> **REQUIRED WORK**: Extract the text of each entry below exactly, leaving every image behind.

--- START MATERIAL FOR THIS EXERCISE ---

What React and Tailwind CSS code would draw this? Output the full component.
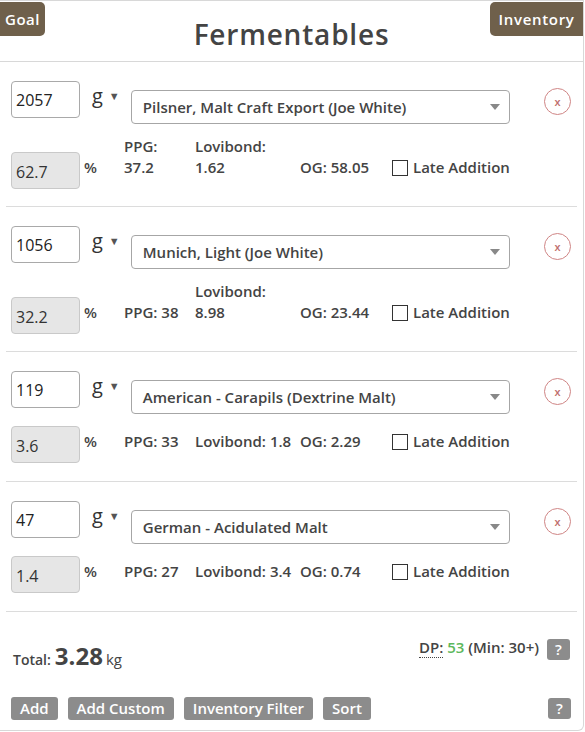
import React from "react";

const rows = [
  { amt: "2057", name: "Pilsner, Malt Craft Export (Joe White)", pct: "62.7", ppg: "37.2", lov: "1.62", og: "58.05", ppgTwo: true, lovTwo: true },
  { amt: "1056", name: "Munich, Light (Joe White)", pct: "32.2", ppg: "38", lov: "8.98", og: "23.44", ppgTwo: false, lovTwo: true },
  { amt: "119", name: "American - Carapils (Dextrine Malt)", pct: "3.6", ppg: "33", lov: "1.8", og: "2.29", ppgTwo: false, lovTwo: false },
  { amt: "47", name: "German - Acidulated Malt", pct: "1.4", ppg: "27", lov: "3.4", og: "0.74", ppgTwo: false, lovTwo: false },
];

function Stat({ label, value, two }) {
  if (two) {
    return (
      <div className="flex flex-col leading-[21px]">
        <span>{label}</span>
        <span>{value}</span>
      </div>
    );
  }
  return (
    <div className="leading-[21px]">
      {label} {value}
    </div>
  );
}

function Row({ r }) {
  return (
    <div className={r.lovTwo ? "shrink-0 mx-[6px] border-b border-[#dcdcdc] pl-[5px] pr-[6px] pt-[19px] pb-[17px]" : "shrink-0 mx-[6px] border-b border-[#dcdcdc] pl-[5px] pr-[6px] pt-[19px] pb-[18px]"}>
      <div className="flex items-start h-[43px]">
        <div className="w-[69px] h-[37px] border border-[#a9a9a9] rounded-[4px] bg-white flex items-center pl-[4px] text-[16px] font-normal text-[#222]">
          {r.amt}
        </div>
        <div className="w-[51px] flex items-start pl-[12px] pt-[5px]">
          <span className="text-[20px] leading-[20px] font-normal text-[#333]">g</span>
          <span className="ml-[6px] mt-[4px] text-[11px] leading-[11px] text-[#555]">▼</span>
        </div>
        <div className="mt-[9px] w-[380px] h-[34px] border border-[#a6a6a6] rounded-[4px] bg-white flex items-center pl-[11px] pr-[9px] justify-between">
          <span className="text-[15px]">{r.name}</span>
          <span className="w-0 h-0 border-l-[5px] border-r-[5px] border-t-[6px] border-l-transparent border-r-transparent border-t-[#888]"></span>
        </div>
        <div className="ml-[34px] mt-[7px] w-[27px] h-[27px] rounded-full border border-[#cf8585] flex items-center justify-center text-[11px] leading-none text-[#c06d6d] font-semibold">
          x
        </div>
      </div>
      <div className="mt-[12px] flex items-end">
        <div className="w-[69px] h-[37px] border border-[#c9c9c9] rounded-[4px] bg-[#e6e6e6] flex items-center pl-[4px] pt-[3px] text-[16px] font-normal text-[#333]">
          {r.pct}
        </div>
        <div className="flex items-end pb-[11px]">
          <div className="w-[44px] pl-[4px] leading-[21px]">%</div>
          <div className="w-[71px]"><Stat label="PPG:" value={r.ppg} two={r.ppgTwo} /></div>
          <div className="w-[105px]"><Stat label="Lovibond:" value={r.lov} two={r.lovTwo} /></div>
          <div className="w-[92px] leading-[21px]">OG: {r.og}</div>
          <div className="flex items-center leading-[21px]">
            <span className="w-[16px] h-[16px] border border-[#333] bg-white mr-[5px]"></span>
            <span className="text-[15px]">Late Addition</span>
          </div>
        </div>
      </div>
    </div>
  );
}

export default function App() {
  return (
    <div className="w-[585px] h-[732px] bg-white" style={{ fontFamily: '"Open Sans", sans-serif' }}>
      <div className="w-[584px] h-[731px] border-t border-r border-b border-[#d8d8d8] rounded-br-[6px] text-[#444] font-semibold text-[15px] flex flex-col">
        <div className="shrink-0 relative h-[61px] border-b border-[#d8d8d8] flex items-start justify-center">
          <div className="absolute left-0 top-[1px] h-[34px] px-[5px] bg-[#6f604b] rounded-r-[5px] text-white text-[15px] flex items-center tracking-[0.5px]">Goal</div>
          <div className="absolute right-0 top-[1px] h-[34px] w-[93px] bg-[#6f604b] rounded-l-[5px] text-white text-[15px] flex items-center justify-center tracking-[0.7px]">Inventory</div>
          <div className="mt-[14px] text-[28px] leading-[38px] tracking-[0.8px] text-[#444]">Fermentables</div>
        </div>
        {rows.map((r, i) => (
          <Row key={i} r={r} />
        ))}
        <div className="shrink-0 px-[13px] pt-[27px] flex items-start justify-between">
          <div className="mt-[-1px] flex items-baseline">
            <span className="text-[14px]">Total:</span>
            <span className="ml-[4px] text-[24px] font-bold">3.28</span>
            <span className="ml-[3px] text-[15px] font-normal">kg</span>
          </div>
          <div className="flex items-start">
            <span className="mt-[-3px]">
              <span className="border-b border-dotted border-[#444]">DP:</span>{" "}
              <span className="text-[#5cb85c]">53</span> (Min: 30+)
            </span>
            <span className="ml-[8px] w-[23px] h-[21px] rounded-[3px] bg-[#8c8c8c] text-white flex items-center justify-center">?</span>
          </div>
        </div>
        <div className="shrink-0 px-[11px] mt-[23px] flex items-center">
          <span className="h-[23px] px-[9px] bg-[#8c8c8c] rounded-[3px] text-white flex items-center">Add</span>
          <span className="ml-[10px] h-[23px] px-[9px] bg-[#8c8c8c] rounded-[3px] text-white flex items-center">Add Custom</span>
          <span className="ml-[10px] h-[23px] px-[9px] bg-[#8c8c8c] rounded-[3px] text-white flex items-center">Inventory Filter</span>
          <span className="ml-[10px] h-[23px] px-[9px] bg-[#8c8c8c] rounded-[3px] text-white flex items-center">Sort</span>
          <span className="ml-auto mr-[1px] w-[23px] h-[21px] rounded-[3px] bg-[#8c8c8c] text-white flex items-center justify-center">?</span>
        </div>
      </div>
    </div>
  );
}
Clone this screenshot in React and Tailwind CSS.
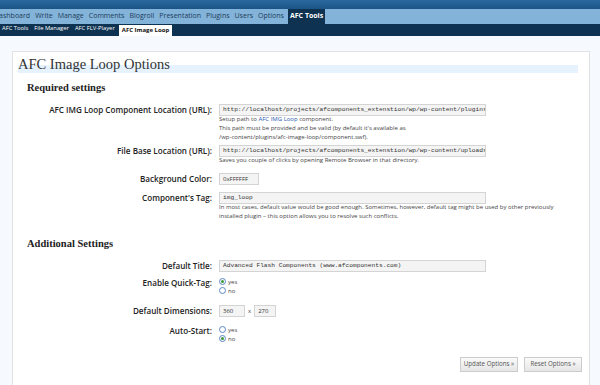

--- END MATERIAL FOR THIS EXERCISE ---

> **EXERCISE RESULT**:
What React and Tailwind CSS code would draw this? Output the full component.
import React from "react";

const rows = [
  { amt: "2057", name: "Pilsner, Malt Craft Export (Joe White)", pct: "62.7", ppg: "37.2", lov: "1.62", og: "58.05", ppgTwo: true, lovTwo: true },
  { amt: "1056", name: "Munich, Light (Joe White)", pct: "32.2", ppg: "38", lov: "8.98", og: "23.44", ppgTwo: false, lovTwo: true },
  { amt: "119", name: "American - Carapils (Dextrine Malt)", pct: "3.6", ppg: "33", lov: "1.8", og: "2.29", ppgTwo: false, lovTwo: false },
  { amt: "47", name: "German - Acidulated Malt", pct: "1.4", ppg: "27", lov: "3.4", og: "0.74", ppgTwo: false, lovTwo: false },
];

function Stat({ label, value, two }) {
  if (two) {
    return (
      <div className="flex flex-col leading-[21px]">
        <span>{label}</span>
        <span>{value}</span>
      </div>
    );
  }
  return (
    <div className="leading-[21px]">
      {label} {value}
    </div>
  );
}

function Row({ r }) {
  return (
    <div className={r.lovTwo ? "shrink-0 mx-[6px] border-b border-[#dcdcdc] pl-[5px] pr-[6px] pt-[19px] pb-[17px]" : "shrink-0 mx-[6px] border-b border-[#dcdcdc] pl-[5px] pr-[6px] pt-[19px] pb-[18px]"}>
      <div className="flex items-start h-[43px]">
        <div className="w-[69px] h-[37px] border border-[#a9a9a9] rounded-[4px] bg-white flex items-center pl-[4px] text-[16px] font-normal text-[#222]">
          {r.amt}
        </div>
        <div className="w-[51px] flex items-start pl-[12px] pt-[5px]">
          <span className="text-[20px] leading-[20px] font-normal text-[#333]">g</span>
          <span className="ml-[6px] mt-[4px] text-[11px] leading-[11px] text-[#555]">▼</span>
        </div>
        <div className="mt-[9px] w-[380px] h-[34px] border border-[#a6a6a6] rounded-[4px] bg-white flex items-center pl-[11px] pr-[9px] justify-between">
          <span className="text-[15px]">{r.name}</span>
          <span className="w-0 h-0 border-l-[5px] border-r-[5px] border-t-[6px] border-l-transparent border-r-transparent border-t-[#888]"></span>
        </div>
        <div className="ml-[34px] mt-[7px] w-[27px] h-[27px] rounded-full border border-[#cf8585] flex items-center justify-center text-[11px] leading-none text-[#c06d6d] font-semibold">
          x
        </div>
      </div>
      <div className="mt-[12px] flex items-end">
        <div className="w-[69px] h-[37px] border border-[#c9c9c9] rounded-[4px] bg-[#e6e6e6] flex items-center pl-[4px] pt-[3px] text-[16px] font-normal text-[#333]">
          {r.pct}
        </div>
        <div className="flex items-end pb-[11px]">
          <div className="w-[44px] pl-[4px] leading-[21px]">%</div>
          <div className="w-[71px]"><Stat label="PPG:" value={r.ppg} two={r.ppgTwo} /></div>
          <div className="w-[105px]"><Stat label="Lovibond:" value={r.lov} two={r.lovTwo} /></div>
          <div className="w-[92px] leading-[21px]">OG: {r.og}</div>
          <div className="flex items-center leading-[21px]">
            <span className="w-[16px] h-[16px] border border-[#333] bg-white mr-[5px]"></span>
            <span className="text-[15px]">Late Addition</span>
          </div>
        </div>
      </div>
    </div>
  );
}

export default function App() {
  return (
    <div className="w-[585px] h-[732px] bg-white" style={{ fontFamily: '"Open Sans", sans-serif' }}>
      <div className="w-[584px] h-[731px] border-t border-r border-b border-[#d8d8d8] rounded-br-[6px] text-[#444] font-semibold text-[15px] flex flex-col">
        <div className="shrink-0 relative h-[61px] border-b border-[#d8d8d8] flex items-start justify-center">
          <div className="absolute left-0 top-[1px] h-[34px] px-[5px] bg-[#6f604b] rounded-r-[5px] text-white text-[15px] flex items-center tracking-[0.5px]">Goal</div>
          <div className="absolute right-0 top-[1px] h-[34px] w-[93px] bg-[#6f604b] rounded-l-[5px] text-white text-[15px] flex items-center justify-center tracking-[0.7px]">Inventory</div>
          <div className="mt-[14px] text-[28px] leading-[38px] tracking-[0.8px] text-[#444]">Fermentables</div>
        </div>
        {rows.map((r, i) => (
          <Row key={i} r={r} />
        ))}
        <div className="shrink-0 px-[13px] pt-[27px] flex items-start justify-between">
          <div className="mt-[-1px] flex items-baseline">
            <span className="text-[14px]">Total:</span>
            <span className="ml-[4px] text-[24px] font-bold">3.28</span>
            <span className="ml-[3px] text-[15px] font-normal">kg</span>
          </div>
          <div className="flex items-start">
            <span className="mt-[-3px]">
              <span className="border-b border-dotted border-[#444]">DP:</span>{" "}
              <span className="text-[#5cb85c]">53</span> (Min: 30+)
            </span>
            <span className="ml-[8px] w-[23px] h-[21px] rounded-[3px] bg-[#8c8c8c] text-white flex items-center justify-center">?</span>
          </div>
        </div>
        <div className="shrink-0 px-[11px] mt-[23px] flex items-center">
          <span className="h-[23px] px-[9px] bg-[#8c8c8c] rounded-[3px] text-white flex items-center">Add</span>
          <span className="ml-[10px] h-[23px] px-[9px] bg-[#8c8c8c] rounded-[3px] text-white flex items-center">Add Custom</span>
          <span className="ml-[10px] h-[23px] px-[9px] bg-[#8c8c8c] rounded-[3px] text-white flex items-center">Inventory Filter</span>
          <span className="ml-[10px] h-[23px] px-[9px] bg-[#8c8c8c] rounded-[3px] text-white flex items-center">Sort</span>
          <span className="ml-auto mr-[1px] w-[23px] h-[21px] rounded-[3px] bg-[#8c8c8c] text-white flex items-center justify-center">?</span>
        </div>
      </div>
    </div>
  );
}
Clone this screenshot in React and Tailwind CSS.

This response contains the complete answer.